One question raised by Matt Yglesias is why anyone bothers listening to deluded billionaires. People like Tom Perkins are quite good at making a lot of money, but not exactly experts in other fields. Indeed, the modern American plutocrat rarely wastes an opportunity to expose his ignorance of history, political science and even basic mainstream economics. Numerous authors have become quite successful by making a living out of explaining science and world affairs to the executive class in language so simple that a child could grasp the basic points. Despite that ignorance, there is an entire industry built around soliciting the opinions of the wealthy on subjects unrelated to their wealth. (Some media companies see this as the prayed-for replacement for print subscriptions and advertising dollars, and have reoriented their business around conferences and similar rich-splaining events.)

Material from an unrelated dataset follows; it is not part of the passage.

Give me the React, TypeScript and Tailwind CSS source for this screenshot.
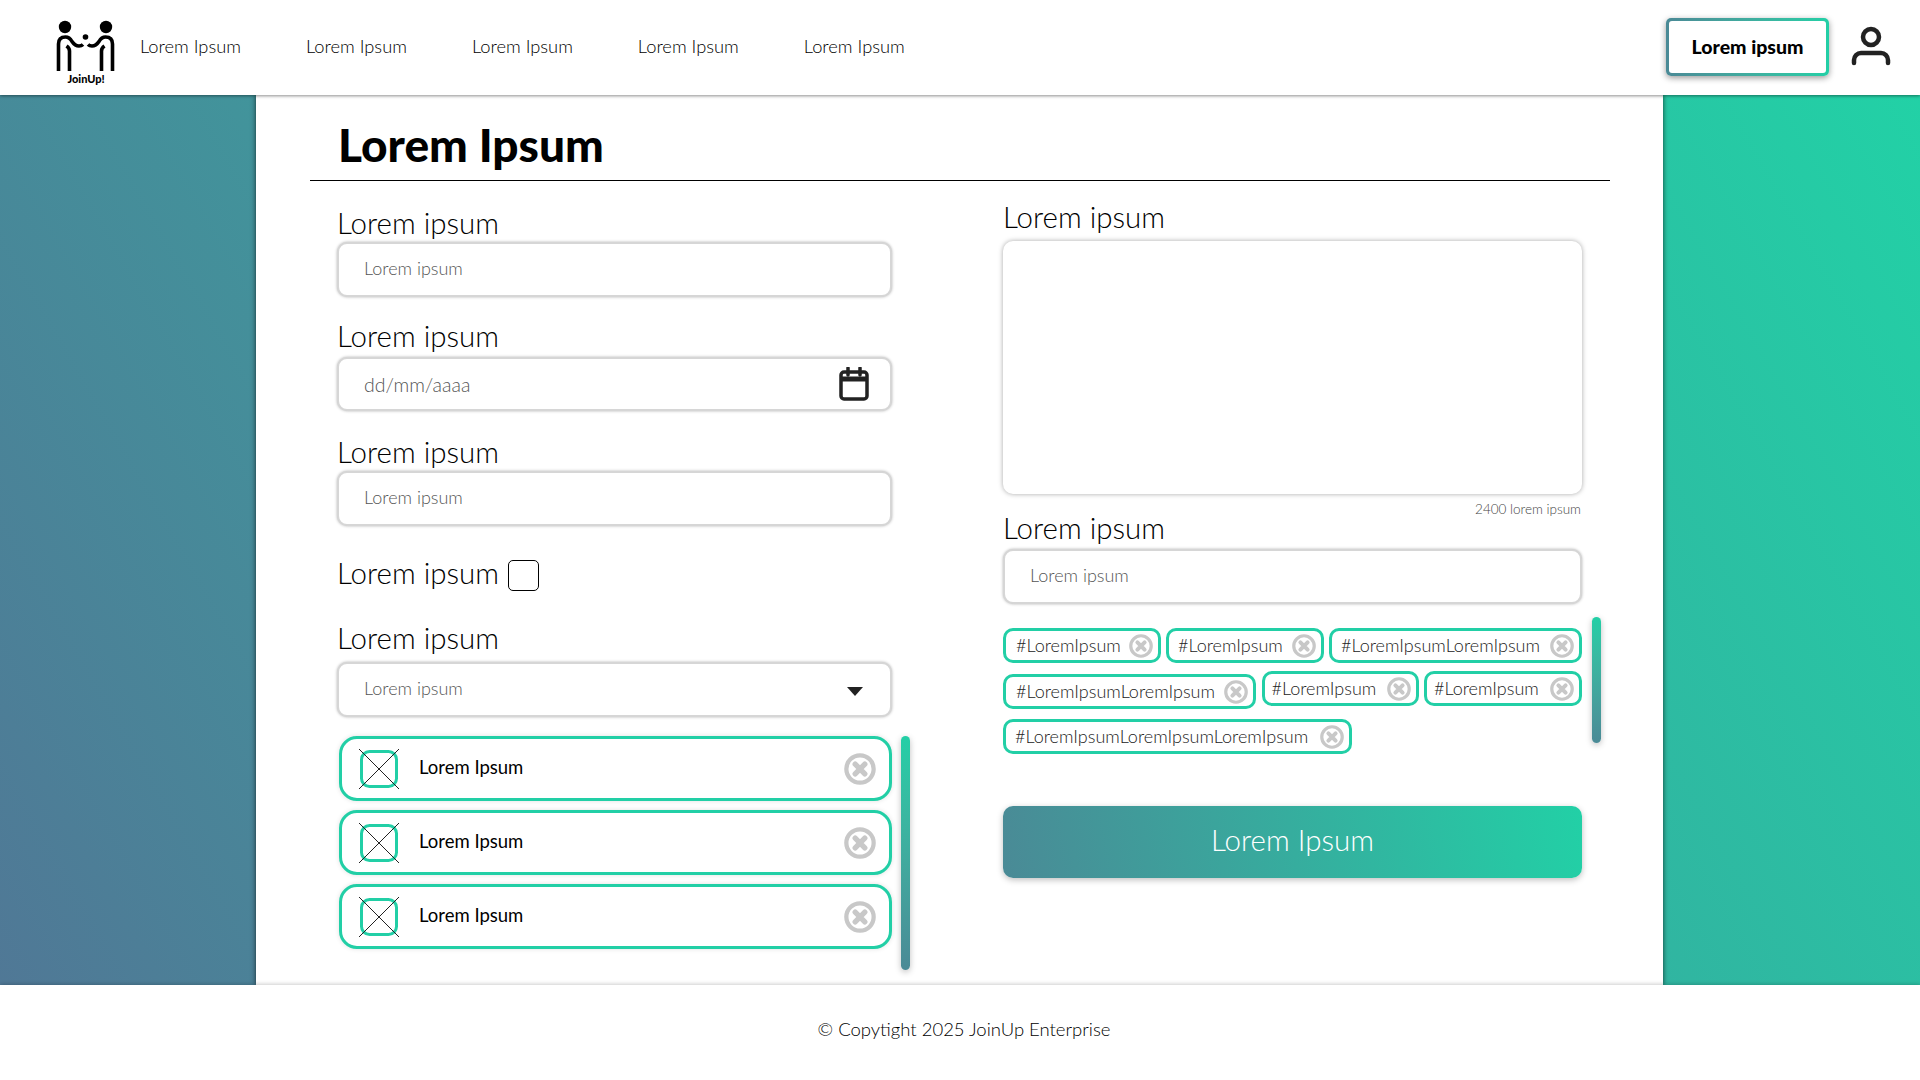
import React from "react";

const font = { fontFamily: '"Lato", "Liberation Sans", sans-serif' };

function Logo() {
  return (
    <div className="w-[72px] shrink-0 flex flex-col items-center mt-[8px]">
      <svg width="72" height="56" viewBox="50 18 72 56" fill="none" stroke="#000" strokeWidth="3.6">
        <circle cx="65" cy="27" r="6.2" fill="#000" stroke="none" />
        <circle cx="106" cy="27" r="6.2" fill="#000" stroke="none" />
        <circle cx="85.5" cy="37" r="2.8" fill="#000" stroke="none" />
        <path d="M58.5 71V44q0-7 7-7 4 0 6.500 4.500 3 4.500 7 4.500 2.500 0 4-1.500" />
        <path d="M69.500 71V51q0-3-3-5" />
        <path d="M112.500 71V44q0-7-7-7-4 0-6.500 4.500-3 4.500-7 4.500-2.500 0-4-1.500" />
        <path d="M101.500 71V51q0-3 3-5" />
      </svg>
      <span className="text-[11px] leading-[12px] font-black text-black -mt-[1px]">JoinUp!</span>
    </div>
  );
}

function RemoveIcon({ size }: { size: number }) {
  return (
    <svg width={size} height={size} viewBox="0 0 30 30" fill="none" className="shrink-0">
      <circle cx="15" cy="15" r="12.800" stroke="#c8c8c8" strokeWidth="4" />
      <path d="M10.500 10.500l9 9M19.500 10.500l-9 9" stroke="#c8c8c8" strokeWidth="5" strokeLinecap="round" />
    </svg>
  );
}

function TextInput({ placeholder }: { placeholder: string }) {
  return (
    <input
      placeholder={placeholder}
      className="w-full h-[55px] px-[25px] pb-[3px] bg-white rounded-[10px] border-2 border-[#d6d6d6] shadow-[0_0_3px_rgba(0,0,0,0.3)] text-[18px] font-light placeholder:text-[#555] outline-none"
    />
  );
}

function ListItem() {
  return (
    <div className="h-[65px] flex items-center pl-[16px] pr-[13px] bg-white rounded-[18px] border-[3px] border-[#22cfa6] shadow-[0_0_5px_rgba(0,0,0,0.12)]">
      <svg width="42" height="42" viewBox="0 0 42 42" fill="none" className="shrink-0">
        <rect x="3.500" y="3.500" width="35" height="35" rx="8" stroke="#22cfa6" strokeWidth="3" />
        <path d="M1 1l40 40M41 1L1 41" stroke="#222" strokeWidth="1" />
      </svg>
      <span className="ml-[19px] flex-1 text-[18.500px] font-normal text-black -mt-[2px]">Lorem Ipsum</span>
      <RemoveIcon size={32} />
    </div>
  );
}

function Tag({ w, text, pl = "pl-[10px]", extra = "" }: { w: string; text: string; pl?: string; extra?: string }) {
  return (
    <div className={`${w} ${pl} ${extra} h-[35px] flex items-center justify-between pr-[5px] bg-white rounded-[10px] border-[3px] border-[#22cfa6] whitespace-nowrap`}>
      <span className="text-[18px] font-light text-[#222]">{text}</span>
      <RemoveIcon size={24} />
    </div>
  );
}

function ScrollThumb({ h }: { h: string }) {
  return <div className={`${h} w-[9px] shrink-0 rounded-full bg-gradient-to-b from-[#22cfa6] to-[#4a8a96] shadow-[0_2px_6px_rgba(0,0,0,0.25)]`} />;
}

export default function App() {
  return (
    <div className="h-screen flex flex-col bg-white text-black overflow-hidden" style={font}>
      {/* Header */}
      <header className="relative z-10 h-[95px] shrink-0 bg-white flex items-center pl-[50px] pr-[29px] shadow-[0_1px_3px_rgba(0,0,0,0.45)]">
        <Logo />
        <nav className="ml-[18px] flex gap-[65px] text-[18.300px] font-light -mt-[2px]">
          <a>Lorem Ipsum</a>
          <a>Lorem Ipsum</a>
          <a>Lorem Ipsum</a>
          <a>Lorem Ipsum</a>
          <a>Lorem Ipsum</a>
        </nav>
        <div className="ml-auto -mt-[2px] p-[3px] rounded-[5px] bg-gradient-to-r from-[#4a8a96] to-[#22cfa6] shadow-[0_2px_6px_rgba(0,0,0,0.4)]">
          <div className="w-[157px] h-[52px] bg-white rounded-[3px] flex items-center justify-center text-[19.500px] font-black">
            Lorem ipsum
          </div>
        </div>
        <svg width="40" height="42" viewBox="0 0 40 42" fill="none" stroke="#222" strokeWidth="4.500" strokeLinecap="round" className="ml-[22px] -mt-[2px]">
          <circle cx="20" cy="11" r="8" />
          <path d="M3 37v-3a7 7 0 0 1 7-7h20a7 7 0 0 1 7 7v3" />
        </svg>
      </header>

      {/* Body */}
      <main className="h-[890px] shrink-0 bg-[linear-gradient(60deg,#507896,#22d1a6)]">
        <div className="w-[1407px] h-full ml-[256px] bg-white shadow-[0_0_5px_rgba(0,0,0,0.7)]">
          <div className="ml-[54px] mr-[53px] h-[86px] border-b border-black flex items-center pl-[28px] pt-[15px]">
            <h1 className="text-[46px] font-black leading-none">Lorem Ipsum</h1>
          </div>

          <div className="flex">
            {/* Left column */}
            <div className="ml-[81px] w-[555px] shrink-0 text-[29.500px] font-light">
              <p className="mt-[27px] mb-[4px] leading-[30px]">Lorem ipsum</p>
              <TextInput placeholder="Lorem ipsum" />
              <p className="mt-[24px] mb-[6px] leading-[30px]">Lorem ipsum</p>
              <div className="h-[54px] flex items-center justify-between pl-[25px] pr-[21px] bg-white rounded-[10px] border-2 border-[#d6d6d6] shadow-[0_0_3px_rgba(0,0,0,0.3)]">
                <span className="mt-[2px] text-[19.500px] font-light text-[#555]">dd/mm/aaaa</span>
                <svg width="30" height="34" viewBox="0 0 30 34" fill="none">
                  <rect x="2" y="5" width="26" height="27" rx="3" stroke="#222" strokeWidth="3.500" />
                  <path d="M2 12h26" stroke="#222" strokeWidth="5" />
                  <path d="M9 1v7M21 1v7" stroke="#222" strokeWidth="3.500" strokeLinecap="round" />
                </svg>
              </div>
              <p className="mt-[26px] mb-[4px] leading-[30px]">Lorem ipsum</p>
              <TextInput placeholder="Lorem ipsum" />
              <div className="mt-[34px] flex items-center gap-[9px]">
                <span className="leading-[24px] mb-[6px]">Lorem ipsum</span>
                <span className="w-[31px] h-[31px] rounded-[5px] border border-black" />
              </div>
              <p className="mt-[32px] mb-[9px] leading-[30px]">Lorem ipsum</p>
              <div className="relative">
                <TextInput placeholder="Lorem ipsum" />
                <svg width="16" height="9" viewBox="0 0 16 9" className="absolute right-[29px] top-[25px]">
                  <path d="M0 0h16L8 9z" fill="#222" />
                </svg>
              </div>
              <div className="ml-[2px] mt-[19px] w-[571px] flex gap-[9px]">
                <div className="w-[553px] flex flex-col gap-[9px]">
                  <ListItem />
                  <ListItem />
                  <ListItem />
                </div>
                <ScrollThumb h="h-[234px]" />
              </div>
            </div>

            {/* Right column */}
            <div className="ml-[111px] w-[598px] shrink-0">
              <div className="w-[579px] text-[29.500px] font-light">
                <p className="mt-[21px] mb-[9px] leading-[30px]">Lorem ipsum</p>
                <textarea className="block w-full h-[253px] bg-white rounded-[10px] shadow-[0_0_5px_rgba(0,0,0,0.35)] outline-none resize-none" />
                <p className="mt-[7px] text-right text-[13.500px] leading-[16px] text-[#444] pr-[1px]">2400 lorem ipsum</p>
                <p className="-mt-[4px] mb-[6px] leading-[30px]">Lorem ipsum</p>
                <TextInput placeholder="Lorem ipsum" />
              </div>

              <div className="mt-[13px] flex gap-[10px]">
                <div className="w-[579px] shrink-0 pt-[11px]">
                  <div className="flex justify-between">
                    <Tag w="w-[158px]" text="#LoremIpsum" />
                    <Tag w="w-[158px]" pl="pl-[9px]" text="#LoremIpsum" />
                    <Tag w="w-[253px]" pl="pl-[9px]" text="#LoremIpsumLoremIpsum" />
                  </div>
                  <div className="mt-[8px] flex items-start justify-between">
                    <Tag w="w-[253px]" text="#LoremIpsumLoremIpsum" extra="mt-[3px]" />
                    <Tag w="w-[157px]" pl="pl-[7px]" text="#LoremIpsum" />
                    <Tag w="w-[158px]" pl="pl-[7px]" text="#LoremIpsum" />
                  </div>
                  <div className="mt-[10px] flex">
                    <Tag w="w-[349px]" pl="pl-[9px]" text="#LoremIpsumLoremIpsumLoremIpsum" />
                  </div>
                </div>
                <ScrollThumb h="h-[126px]" />
              </div>
              <button className="mt-[52px] w-[579px] h-[72px] pb-[3px] rounded-[10px] bg-[linear-gradient(80deg,#4a8a96,#22d0a6)] shadow-[0_2px_6px_rgba(0,0,0,0.25)] text-white text-[29.500px] font-light">
                Lorem Ipsum
              </button>
            </div>
          </div>
        </div>
      </main>

      {/* Footer */}
      <footer className="relative z-10 h-[95px] shrink-0 bg-white flex items-center justify-center pl-[8px] pb-[6px] text-[18.500px] font-light shadow-[0_-1px_4px_rgba(0,0,0,0.2)]">
        © Copytight 2025 JoinUp Enterprise
      </footer>
    </div>
  );
}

But we listen to their opinions, no matter how stupid they are, because our elected officials listen to their opinions, and their jobs depend on not recognizing or acknowledging how stupid they are. It is impossible to get elected president without the backing of a cadre of multimillionaires. It is nearly impossible to get elected to the U.S. Senate without a couple in your corner. The multimillionaires and billionaires fund every effective political interest group in the country, from gun rights to gay rights groups. What makes the wealthy persecution fantasy so risible is that our political class is responsive almost solely to the priorities and views of the rich, but the fantasy serves a purpose: It prevents Congress from actually acting to address economic inequity. As long as the rich perceive even ineffectual social opprobrium as an existential threat, politicians will be too terrified to advance any actual redistributionist agenda. Our best hope for achieving anything on income inequality under this political system, in this climate, might be to somehow convince rich people that it's their idea, and that we all love and admire them a great deal for coming up with it.